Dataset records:

-*-

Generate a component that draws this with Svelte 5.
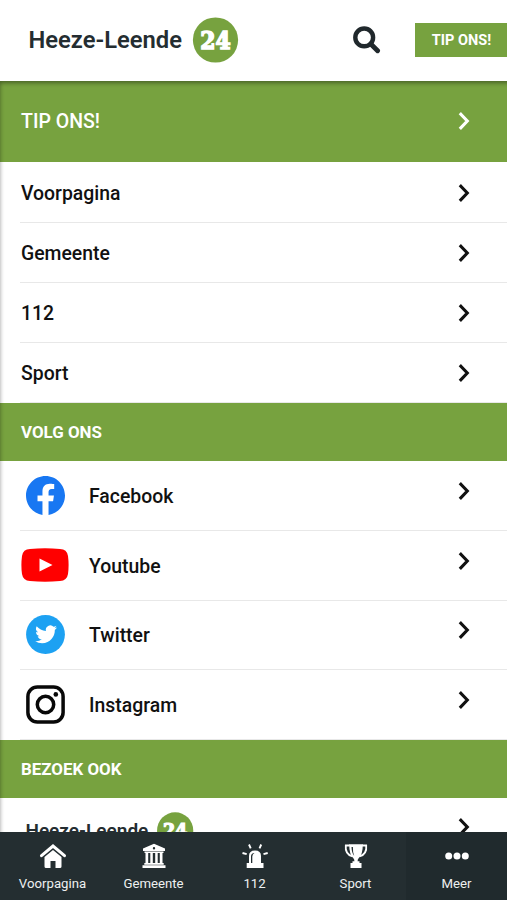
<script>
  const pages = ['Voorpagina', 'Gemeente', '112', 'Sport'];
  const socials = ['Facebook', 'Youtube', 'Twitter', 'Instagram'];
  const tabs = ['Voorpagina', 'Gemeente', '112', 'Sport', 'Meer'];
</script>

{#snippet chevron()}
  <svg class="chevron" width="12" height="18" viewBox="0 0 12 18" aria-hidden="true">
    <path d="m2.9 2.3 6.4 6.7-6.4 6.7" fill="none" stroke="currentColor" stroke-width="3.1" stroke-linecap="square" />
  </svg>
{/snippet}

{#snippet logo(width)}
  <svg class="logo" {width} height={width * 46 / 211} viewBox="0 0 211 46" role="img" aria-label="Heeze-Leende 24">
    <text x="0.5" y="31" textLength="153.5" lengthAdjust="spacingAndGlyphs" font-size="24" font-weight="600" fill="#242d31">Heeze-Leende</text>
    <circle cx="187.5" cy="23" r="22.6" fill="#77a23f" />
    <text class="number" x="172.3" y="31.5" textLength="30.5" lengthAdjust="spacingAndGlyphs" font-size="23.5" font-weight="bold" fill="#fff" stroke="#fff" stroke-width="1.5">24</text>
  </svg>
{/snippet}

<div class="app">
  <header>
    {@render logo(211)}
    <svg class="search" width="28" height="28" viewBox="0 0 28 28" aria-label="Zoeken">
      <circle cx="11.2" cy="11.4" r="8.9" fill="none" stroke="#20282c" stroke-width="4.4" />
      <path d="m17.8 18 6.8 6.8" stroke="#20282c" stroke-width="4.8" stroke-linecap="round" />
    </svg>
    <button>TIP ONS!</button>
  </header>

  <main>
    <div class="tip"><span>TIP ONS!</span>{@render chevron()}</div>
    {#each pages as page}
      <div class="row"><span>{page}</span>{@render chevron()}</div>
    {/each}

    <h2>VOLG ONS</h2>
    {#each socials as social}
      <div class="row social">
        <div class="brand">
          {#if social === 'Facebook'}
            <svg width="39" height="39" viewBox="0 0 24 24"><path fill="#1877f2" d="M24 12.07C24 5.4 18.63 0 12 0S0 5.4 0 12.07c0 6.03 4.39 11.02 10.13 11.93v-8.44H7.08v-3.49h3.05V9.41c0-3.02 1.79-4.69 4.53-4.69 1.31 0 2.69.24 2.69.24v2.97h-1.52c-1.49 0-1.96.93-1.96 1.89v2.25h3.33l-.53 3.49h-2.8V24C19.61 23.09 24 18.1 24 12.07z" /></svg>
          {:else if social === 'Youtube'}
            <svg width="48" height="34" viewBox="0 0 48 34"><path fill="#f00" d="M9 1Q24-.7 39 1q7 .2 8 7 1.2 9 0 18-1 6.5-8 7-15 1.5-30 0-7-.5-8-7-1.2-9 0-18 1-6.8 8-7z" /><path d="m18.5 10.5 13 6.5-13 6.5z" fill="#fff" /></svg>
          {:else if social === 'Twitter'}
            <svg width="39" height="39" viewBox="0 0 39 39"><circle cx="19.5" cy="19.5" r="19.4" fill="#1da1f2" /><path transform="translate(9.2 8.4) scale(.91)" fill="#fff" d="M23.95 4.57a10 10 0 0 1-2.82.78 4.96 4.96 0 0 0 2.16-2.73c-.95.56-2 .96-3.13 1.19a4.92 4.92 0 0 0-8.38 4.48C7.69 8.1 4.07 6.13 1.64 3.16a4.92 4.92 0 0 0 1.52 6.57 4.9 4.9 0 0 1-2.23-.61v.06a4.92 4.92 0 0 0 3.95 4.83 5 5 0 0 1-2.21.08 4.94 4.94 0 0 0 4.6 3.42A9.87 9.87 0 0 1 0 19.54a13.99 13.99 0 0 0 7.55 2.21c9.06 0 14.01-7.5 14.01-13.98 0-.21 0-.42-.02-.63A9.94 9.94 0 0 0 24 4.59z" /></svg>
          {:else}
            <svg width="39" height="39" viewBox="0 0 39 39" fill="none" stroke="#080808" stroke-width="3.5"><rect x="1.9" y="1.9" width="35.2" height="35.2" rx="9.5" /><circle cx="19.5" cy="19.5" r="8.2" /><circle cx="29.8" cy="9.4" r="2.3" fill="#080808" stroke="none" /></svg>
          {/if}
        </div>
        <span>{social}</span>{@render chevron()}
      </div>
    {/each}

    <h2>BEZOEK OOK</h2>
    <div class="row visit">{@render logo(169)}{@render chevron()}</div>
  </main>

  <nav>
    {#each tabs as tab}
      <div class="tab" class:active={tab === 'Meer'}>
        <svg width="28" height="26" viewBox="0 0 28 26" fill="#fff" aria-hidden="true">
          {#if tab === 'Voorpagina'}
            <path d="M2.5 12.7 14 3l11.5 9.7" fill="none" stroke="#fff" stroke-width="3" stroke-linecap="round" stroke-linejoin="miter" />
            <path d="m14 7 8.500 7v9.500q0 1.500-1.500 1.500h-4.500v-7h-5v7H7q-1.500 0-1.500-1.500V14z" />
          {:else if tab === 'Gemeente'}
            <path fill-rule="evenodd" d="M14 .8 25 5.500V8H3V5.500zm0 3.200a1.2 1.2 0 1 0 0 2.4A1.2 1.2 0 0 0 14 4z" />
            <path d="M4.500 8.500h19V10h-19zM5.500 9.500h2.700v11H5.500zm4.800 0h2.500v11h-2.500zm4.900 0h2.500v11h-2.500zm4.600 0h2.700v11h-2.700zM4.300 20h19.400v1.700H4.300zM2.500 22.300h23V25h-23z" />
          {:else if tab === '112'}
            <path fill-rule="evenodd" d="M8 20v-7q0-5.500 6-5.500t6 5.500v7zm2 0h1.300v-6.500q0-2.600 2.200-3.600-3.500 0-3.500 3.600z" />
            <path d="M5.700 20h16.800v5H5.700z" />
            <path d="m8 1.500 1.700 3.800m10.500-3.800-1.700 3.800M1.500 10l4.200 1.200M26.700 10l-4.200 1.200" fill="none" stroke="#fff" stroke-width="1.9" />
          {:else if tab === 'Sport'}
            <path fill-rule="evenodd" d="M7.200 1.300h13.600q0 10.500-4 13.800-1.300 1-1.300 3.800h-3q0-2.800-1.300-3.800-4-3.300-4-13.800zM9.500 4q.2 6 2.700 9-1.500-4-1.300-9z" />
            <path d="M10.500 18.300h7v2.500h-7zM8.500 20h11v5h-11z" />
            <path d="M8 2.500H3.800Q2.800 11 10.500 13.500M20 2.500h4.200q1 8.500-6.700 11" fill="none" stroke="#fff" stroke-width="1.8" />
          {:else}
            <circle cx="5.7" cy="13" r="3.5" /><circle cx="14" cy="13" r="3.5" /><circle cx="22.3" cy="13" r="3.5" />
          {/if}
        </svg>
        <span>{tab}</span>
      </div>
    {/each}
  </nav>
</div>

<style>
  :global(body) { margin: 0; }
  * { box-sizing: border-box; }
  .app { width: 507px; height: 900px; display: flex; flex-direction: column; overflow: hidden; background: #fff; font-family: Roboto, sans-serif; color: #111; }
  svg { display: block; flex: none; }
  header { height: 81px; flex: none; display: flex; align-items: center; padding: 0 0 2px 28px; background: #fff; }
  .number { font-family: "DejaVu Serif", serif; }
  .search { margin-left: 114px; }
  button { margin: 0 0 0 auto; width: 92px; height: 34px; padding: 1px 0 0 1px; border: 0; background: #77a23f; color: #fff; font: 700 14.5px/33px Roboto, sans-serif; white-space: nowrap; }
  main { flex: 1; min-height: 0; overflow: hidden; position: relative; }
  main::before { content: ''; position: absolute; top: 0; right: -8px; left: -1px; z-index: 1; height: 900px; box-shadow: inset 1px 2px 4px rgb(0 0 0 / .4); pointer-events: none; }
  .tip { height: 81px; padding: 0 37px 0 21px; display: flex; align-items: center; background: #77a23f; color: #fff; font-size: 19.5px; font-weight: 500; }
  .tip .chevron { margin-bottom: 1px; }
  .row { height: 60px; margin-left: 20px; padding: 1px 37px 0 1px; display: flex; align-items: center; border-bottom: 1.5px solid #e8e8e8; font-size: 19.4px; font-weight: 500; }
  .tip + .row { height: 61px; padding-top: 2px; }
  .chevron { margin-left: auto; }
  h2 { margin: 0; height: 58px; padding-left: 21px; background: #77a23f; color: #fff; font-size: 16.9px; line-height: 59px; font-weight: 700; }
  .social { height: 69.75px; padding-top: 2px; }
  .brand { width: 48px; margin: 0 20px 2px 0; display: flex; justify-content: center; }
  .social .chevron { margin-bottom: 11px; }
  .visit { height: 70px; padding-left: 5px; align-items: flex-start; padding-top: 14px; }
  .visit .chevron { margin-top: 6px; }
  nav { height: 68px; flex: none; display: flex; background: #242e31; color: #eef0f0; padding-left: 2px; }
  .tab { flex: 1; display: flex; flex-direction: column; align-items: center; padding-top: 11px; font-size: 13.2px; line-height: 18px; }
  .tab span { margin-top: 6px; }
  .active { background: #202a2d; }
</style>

-*-

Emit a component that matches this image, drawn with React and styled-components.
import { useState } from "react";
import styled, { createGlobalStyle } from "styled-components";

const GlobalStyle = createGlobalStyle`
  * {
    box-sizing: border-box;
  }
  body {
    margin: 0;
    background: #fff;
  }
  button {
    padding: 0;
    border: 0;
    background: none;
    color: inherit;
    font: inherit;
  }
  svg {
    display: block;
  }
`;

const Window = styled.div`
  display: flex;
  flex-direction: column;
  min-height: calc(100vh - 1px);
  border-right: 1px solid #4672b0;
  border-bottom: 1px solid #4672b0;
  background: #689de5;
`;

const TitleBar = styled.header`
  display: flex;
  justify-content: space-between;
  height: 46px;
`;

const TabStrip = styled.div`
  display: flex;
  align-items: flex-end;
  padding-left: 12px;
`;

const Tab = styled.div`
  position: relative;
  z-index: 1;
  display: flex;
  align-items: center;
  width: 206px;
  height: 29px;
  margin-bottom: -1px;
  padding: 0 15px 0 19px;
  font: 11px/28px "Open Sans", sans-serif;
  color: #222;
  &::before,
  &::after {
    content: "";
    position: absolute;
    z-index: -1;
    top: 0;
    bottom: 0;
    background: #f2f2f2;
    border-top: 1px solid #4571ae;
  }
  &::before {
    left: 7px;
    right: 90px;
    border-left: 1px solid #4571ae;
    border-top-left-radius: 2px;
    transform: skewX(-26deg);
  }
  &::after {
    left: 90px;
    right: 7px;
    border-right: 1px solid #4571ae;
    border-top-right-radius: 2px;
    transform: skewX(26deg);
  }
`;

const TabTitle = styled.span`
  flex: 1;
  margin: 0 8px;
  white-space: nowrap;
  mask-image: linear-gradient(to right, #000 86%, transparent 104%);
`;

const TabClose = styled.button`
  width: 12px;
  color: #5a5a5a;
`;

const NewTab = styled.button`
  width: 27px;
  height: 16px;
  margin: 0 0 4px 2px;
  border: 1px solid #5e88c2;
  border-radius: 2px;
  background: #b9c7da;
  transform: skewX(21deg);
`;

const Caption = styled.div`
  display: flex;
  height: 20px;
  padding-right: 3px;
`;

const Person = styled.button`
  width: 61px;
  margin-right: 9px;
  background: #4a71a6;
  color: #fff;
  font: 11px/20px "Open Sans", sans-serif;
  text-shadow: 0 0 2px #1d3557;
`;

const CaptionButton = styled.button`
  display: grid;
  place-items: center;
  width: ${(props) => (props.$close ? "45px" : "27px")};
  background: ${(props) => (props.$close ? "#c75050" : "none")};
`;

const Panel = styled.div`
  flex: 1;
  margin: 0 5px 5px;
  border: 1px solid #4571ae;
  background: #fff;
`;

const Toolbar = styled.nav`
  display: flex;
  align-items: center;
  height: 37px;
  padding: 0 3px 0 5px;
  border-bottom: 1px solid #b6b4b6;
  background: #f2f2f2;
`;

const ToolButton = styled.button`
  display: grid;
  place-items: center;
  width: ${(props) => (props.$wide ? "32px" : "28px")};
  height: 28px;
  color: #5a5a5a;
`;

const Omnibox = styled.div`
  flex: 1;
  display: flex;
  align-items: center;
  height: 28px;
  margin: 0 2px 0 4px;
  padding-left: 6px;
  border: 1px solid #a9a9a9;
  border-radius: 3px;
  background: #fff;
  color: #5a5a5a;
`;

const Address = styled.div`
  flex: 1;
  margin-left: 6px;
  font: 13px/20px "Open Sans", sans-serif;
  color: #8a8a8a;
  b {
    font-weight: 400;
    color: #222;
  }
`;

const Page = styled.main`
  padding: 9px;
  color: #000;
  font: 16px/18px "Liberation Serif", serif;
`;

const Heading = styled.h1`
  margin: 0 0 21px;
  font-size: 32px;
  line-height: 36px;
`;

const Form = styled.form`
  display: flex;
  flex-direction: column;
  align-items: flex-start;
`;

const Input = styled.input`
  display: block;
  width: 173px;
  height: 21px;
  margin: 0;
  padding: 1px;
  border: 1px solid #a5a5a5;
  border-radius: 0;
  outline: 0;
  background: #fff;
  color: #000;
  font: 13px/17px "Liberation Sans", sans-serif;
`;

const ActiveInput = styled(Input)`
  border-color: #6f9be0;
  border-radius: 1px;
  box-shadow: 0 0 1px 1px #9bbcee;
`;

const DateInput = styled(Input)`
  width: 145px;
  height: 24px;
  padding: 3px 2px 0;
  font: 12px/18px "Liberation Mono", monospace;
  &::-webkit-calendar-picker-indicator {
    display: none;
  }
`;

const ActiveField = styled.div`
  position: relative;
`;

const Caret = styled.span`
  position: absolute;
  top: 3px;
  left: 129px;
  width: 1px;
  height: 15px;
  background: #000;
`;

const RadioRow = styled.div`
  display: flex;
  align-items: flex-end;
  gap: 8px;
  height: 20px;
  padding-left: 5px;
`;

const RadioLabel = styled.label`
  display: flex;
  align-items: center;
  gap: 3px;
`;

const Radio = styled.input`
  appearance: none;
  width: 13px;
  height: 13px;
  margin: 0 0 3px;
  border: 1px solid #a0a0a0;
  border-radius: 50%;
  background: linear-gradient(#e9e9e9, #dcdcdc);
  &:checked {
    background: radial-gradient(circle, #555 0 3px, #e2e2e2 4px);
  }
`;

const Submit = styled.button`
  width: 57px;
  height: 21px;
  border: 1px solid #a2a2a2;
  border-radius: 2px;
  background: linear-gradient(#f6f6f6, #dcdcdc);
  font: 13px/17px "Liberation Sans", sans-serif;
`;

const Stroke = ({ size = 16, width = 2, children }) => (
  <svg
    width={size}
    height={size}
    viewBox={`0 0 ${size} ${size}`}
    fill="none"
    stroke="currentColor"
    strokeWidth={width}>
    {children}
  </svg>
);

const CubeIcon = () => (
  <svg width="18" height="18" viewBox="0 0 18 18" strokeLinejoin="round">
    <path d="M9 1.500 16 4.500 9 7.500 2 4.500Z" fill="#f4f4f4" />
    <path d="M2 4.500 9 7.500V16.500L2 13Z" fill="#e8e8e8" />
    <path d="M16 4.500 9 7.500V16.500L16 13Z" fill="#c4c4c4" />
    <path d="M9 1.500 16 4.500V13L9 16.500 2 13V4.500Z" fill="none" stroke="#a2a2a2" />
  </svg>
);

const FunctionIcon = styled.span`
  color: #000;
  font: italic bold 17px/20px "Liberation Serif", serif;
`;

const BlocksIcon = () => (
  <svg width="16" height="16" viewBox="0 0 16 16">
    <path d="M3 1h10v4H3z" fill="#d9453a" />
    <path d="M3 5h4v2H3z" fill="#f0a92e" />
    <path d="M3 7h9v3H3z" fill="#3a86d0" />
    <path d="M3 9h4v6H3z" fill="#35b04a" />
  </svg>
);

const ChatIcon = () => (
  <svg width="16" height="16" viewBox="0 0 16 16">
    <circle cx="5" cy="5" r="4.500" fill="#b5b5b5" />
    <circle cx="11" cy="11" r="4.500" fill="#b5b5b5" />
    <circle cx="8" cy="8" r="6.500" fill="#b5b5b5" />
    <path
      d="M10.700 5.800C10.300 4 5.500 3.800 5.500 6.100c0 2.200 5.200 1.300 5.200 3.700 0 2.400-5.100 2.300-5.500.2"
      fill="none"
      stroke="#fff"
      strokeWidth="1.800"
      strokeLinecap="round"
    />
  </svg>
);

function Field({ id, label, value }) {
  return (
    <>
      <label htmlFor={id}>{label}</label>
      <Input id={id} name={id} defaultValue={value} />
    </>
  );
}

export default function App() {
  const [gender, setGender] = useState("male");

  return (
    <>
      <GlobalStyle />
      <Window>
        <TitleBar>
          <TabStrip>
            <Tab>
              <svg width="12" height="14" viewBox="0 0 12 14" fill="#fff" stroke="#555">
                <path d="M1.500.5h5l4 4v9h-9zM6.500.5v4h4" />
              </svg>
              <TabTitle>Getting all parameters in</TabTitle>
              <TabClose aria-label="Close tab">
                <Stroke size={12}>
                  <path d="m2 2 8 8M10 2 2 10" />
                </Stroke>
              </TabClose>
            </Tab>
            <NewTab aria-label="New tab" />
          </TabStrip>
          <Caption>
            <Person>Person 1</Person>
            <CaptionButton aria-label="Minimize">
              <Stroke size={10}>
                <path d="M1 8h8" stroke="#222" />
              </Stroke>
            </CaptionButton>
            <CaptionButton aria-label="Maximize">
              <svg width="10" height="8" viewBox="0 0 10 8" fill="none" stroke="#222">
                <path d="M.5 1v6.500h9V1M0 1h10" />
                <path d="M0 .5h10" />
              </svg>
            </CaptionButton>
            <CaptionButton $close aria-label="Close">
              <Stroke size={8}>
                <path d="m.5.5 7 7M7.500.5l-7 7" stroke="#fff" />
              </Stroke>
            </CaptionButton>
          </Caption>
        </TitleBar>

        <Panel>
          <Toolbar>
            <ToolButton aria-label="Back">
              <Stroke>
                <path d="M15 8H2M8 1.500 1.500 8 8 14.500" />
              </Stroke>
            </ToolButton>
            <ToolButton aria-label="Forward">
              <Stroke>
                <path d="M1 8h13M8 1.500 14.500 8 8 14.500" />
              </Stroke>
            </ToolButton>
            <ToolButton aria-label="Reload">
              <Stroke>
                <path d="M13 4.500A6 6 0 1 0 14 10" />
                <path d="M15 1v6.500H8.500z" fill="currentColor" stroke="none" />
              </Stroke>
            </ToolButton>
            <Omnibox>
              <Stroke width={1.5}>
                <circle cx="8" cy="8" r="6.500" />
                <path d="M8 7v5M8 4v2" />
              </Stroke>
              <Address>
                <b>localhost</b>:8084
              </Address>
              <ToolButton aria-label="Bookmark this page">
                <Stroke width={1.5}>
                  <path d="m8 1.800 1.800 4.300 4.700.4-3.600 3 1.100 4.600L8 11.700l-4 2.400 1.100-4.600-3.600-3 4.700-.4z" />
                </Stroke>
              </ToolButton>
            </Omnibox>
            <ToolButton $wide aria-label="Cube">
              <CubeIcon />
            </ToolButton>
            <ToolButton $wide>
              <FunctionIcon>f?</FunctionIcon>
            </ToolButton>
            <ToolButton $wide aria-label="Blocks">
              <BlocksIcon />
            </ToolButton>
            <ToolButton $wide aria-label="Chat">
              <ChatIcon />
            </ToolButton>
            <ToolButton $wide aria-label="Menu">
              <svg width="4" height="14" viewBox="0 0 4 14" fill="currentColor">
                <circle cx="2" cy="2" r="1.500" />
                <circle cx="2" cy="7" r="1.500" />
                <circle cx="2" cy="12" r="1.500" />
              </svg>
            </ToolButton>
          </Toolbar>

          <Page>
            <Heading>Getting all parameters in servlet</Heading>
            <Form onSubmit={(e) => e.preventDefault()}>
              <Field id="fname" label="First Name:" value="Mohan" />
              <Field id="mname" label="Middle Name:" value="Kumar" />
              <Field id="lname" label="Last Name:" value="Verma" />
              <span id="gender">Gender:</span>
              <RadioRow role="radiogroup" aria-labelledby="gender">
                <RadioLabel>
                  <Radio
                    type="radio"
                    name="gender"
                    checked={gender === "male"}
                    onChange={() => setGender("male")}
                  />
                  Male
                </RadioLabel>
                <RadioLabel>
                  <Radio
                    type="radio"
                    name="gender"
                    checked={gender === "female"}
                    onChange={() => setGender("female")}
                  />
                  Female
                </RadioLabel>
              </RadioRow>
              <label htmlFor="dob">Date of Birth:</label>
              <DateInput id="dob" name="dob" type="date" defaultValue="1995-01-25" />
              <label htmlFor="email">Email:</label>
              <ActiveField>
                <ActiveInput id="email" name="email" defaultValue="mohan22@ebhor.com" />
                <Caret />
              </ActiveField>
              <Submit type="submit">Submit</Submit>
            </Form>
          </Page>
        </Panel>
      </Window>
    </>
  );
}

-*-

▶ _Stated task_: Working from the listing above, pick out every line that has "with" and copy it.

▶ _Expected output_:
Generate a component that draws this with Svelte 5.
Emit a component that matches this image, drawn with React and styled-components.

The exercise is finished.